Senator Harb: Mr. Pierlot, you spoke at length. We studied these issues quite some time ago and heard from witnesses who said that an RRSP is not the vehicle for people with low incomes. If they do not have the money, they will not deposit it in a retirement fund and will not use a TFSA. I suppose one can say that the government is trying to create different options to entice people who are probably on the middle income side and are not saving. They are saying, "Look, if you do not want to do it this way, do it this way. If you do not want to do it this way, maybe do it the third way.''

Do you have any objection to this legislation, as it is now, since it will not take anything away from what we already have?

Mr. Pierlot: In that sense, the legislation, as it is proposed, does no harm and could potentially do some good because of the asset pooling and greater efficiencies. The difficulty is that it could do harm if it encourages people of lower and middle incomes to save. It is important to define what we mean by lower and middle income. I generally would regard a person of middle income as anyone earning roughly between $50,000 a year and $150,000 a year, even though, at the $150,000 level, you are talking about the top few per cent of the income distribution. It is for that band, from $50,000 to $60,000 up to $150,000, that the tax-deferred retirement savings system is intended. The reality is that many people with incomes lower than that are putting money into RRSPs when they should not be. I think we understand that people making $45,000 and $50,000 a year are putting money into RRSPs. To the extent that this plan results in people at those income levels putting more money into tax deferred vehicles, it will not serve Canadians well because, to the extent that they do have money to save, they should not be saving it in an RRSP.

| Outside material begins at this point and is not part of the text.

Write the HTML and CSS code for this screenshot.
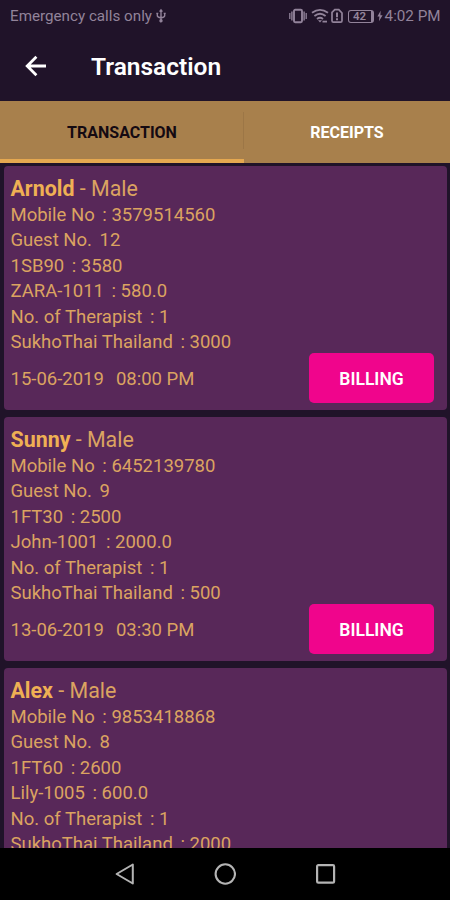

It is not the case that low or lower income people do not always have money to save; sometimes they do. Depending on where they live in Canada, they might actually get by fairly well on an income that would be lower than what you might need in a big city like Ottawa or Toronto, but they may have real estate wealth. They may wish to transfer that wealth into some kind of a savings vehicle, so they will be tempted by this vehicle unless they are well advised.

[Translation]

Senator Harb: You are talking about employees who prefer to manage their own pension. They do not trust their employers and think it would be better to take care of their pension themselves. Bill C-25 does not make the new option mandatory. Therefore, young employees currently in the workforce can still continue to manage their own retirement plan. So where is the problem?

Mr. Dubreuil: There is actually no problem — our vision is very simple. If what is presented in Bill C-25 was introduced in a business, we hope it would be accompanied by a relevant information campaign about what the company is offering. At that point, the employees, the majority of whom currently have difficulty trusting their employer, could make an appropriate decision given that this new option had been proposed to them. Do I, as a worker, want to participate in the plan or do I prefer to opt out and manage my fund myself? We think it is very beneficial to have this option available to workers.

[English]

Senator Massicotte: Ms. Soh, you are managing a very large, very efficient fund. I presume that this program will interest you, and I presume that you will be offering your services to participants and employers.

Ms. Soh: Before we make an evaluation, there are a number of hurdles to overcome, one being the release of final legislation, the regulations and the changes to the Income Tax Act. When those factors are in place, we can make the evaluation.

Senator Massicotte: Are you worried, as I expressed earlier, that the employer basically chooses the investment counsellor and the gestionnaire — the manager. He may or may not be contributing, but he probably has a significant relationship at a bank, with maybe millions of dollars in loans. That is critical, and all polls would suggest that the availability of capital is more important than what he pays. Will the bank not have a significant advantage where the employer says, "I will give it to my bank,'' because he will get brownie points for it and bring fees to the bank? Are you not disadvantaged compared to the banks if you offer your services?

Ms. Soh: As someone said, as long as you ensure that there are a large number of eligible administrators in the marketplace, competition will dictate the markets.

Senator Massicotte: The employer does not care whether it is 20 basis points more expensive or cheaper. He cares about that banking relationship.

Ms. Soh: We are able to offer our services in a very low cost manner, and that is our advantage.

Senator Massicotte: What would that rate be? What do you think the rate will be if you do come into the marketplace and separate equity from bonds, let us say?

Ms. Soh: As I said, there are a number of hurdles to be addressed before we address that issue. However, we do have the expertise and experience to administer a vehicle such as a PRPP. Take, for example, our Additional Voluntary Contribution Program for our plan members. It is very much like a PRPP, and our fees are $23 per year for administration plus our actual investment expenses, which have ranged from 0.4 to 0.6 per cent in the last five years.

Senator Massicotte: A combination of fixed income and equity?

Ms. Soh: Yes, everything.

Senator Massicotte: You said —

Ms. Soh: It is 0.4 to 0.6, well within the range that was mentioned.

Senator Massicotte: When you compare all of the plans to the defined benefit plans, especially government plans, they all look very poor. One can argue that it is inappropriate that government employees get such generous pension plans.

Is there a possibility, if the legislation provides for it, that you would actually offer a defined benefit plan and take that risk to guarantee certain results to your plan members?

Neil Hrab, Manager, Government & Stakeholder Policy and Research, OMERS Administration Corporation: That is a very interesting scenario, but I think we would need to have brought more information with us in order to respond to that question.

Senator Massicotte: Is it a possibility that you would consider? Competition may force you because everyone would like certainty. We often hear that uncertainty is risk. You people do not have a specific pension.

Mr. Hrab: It is an interesting scenario. We would have to think about it some more.

The Chair: That concludes our questions for the day. We would like to express, on behalf of all our members, our appreciation for your appearing today. Thank you so very much.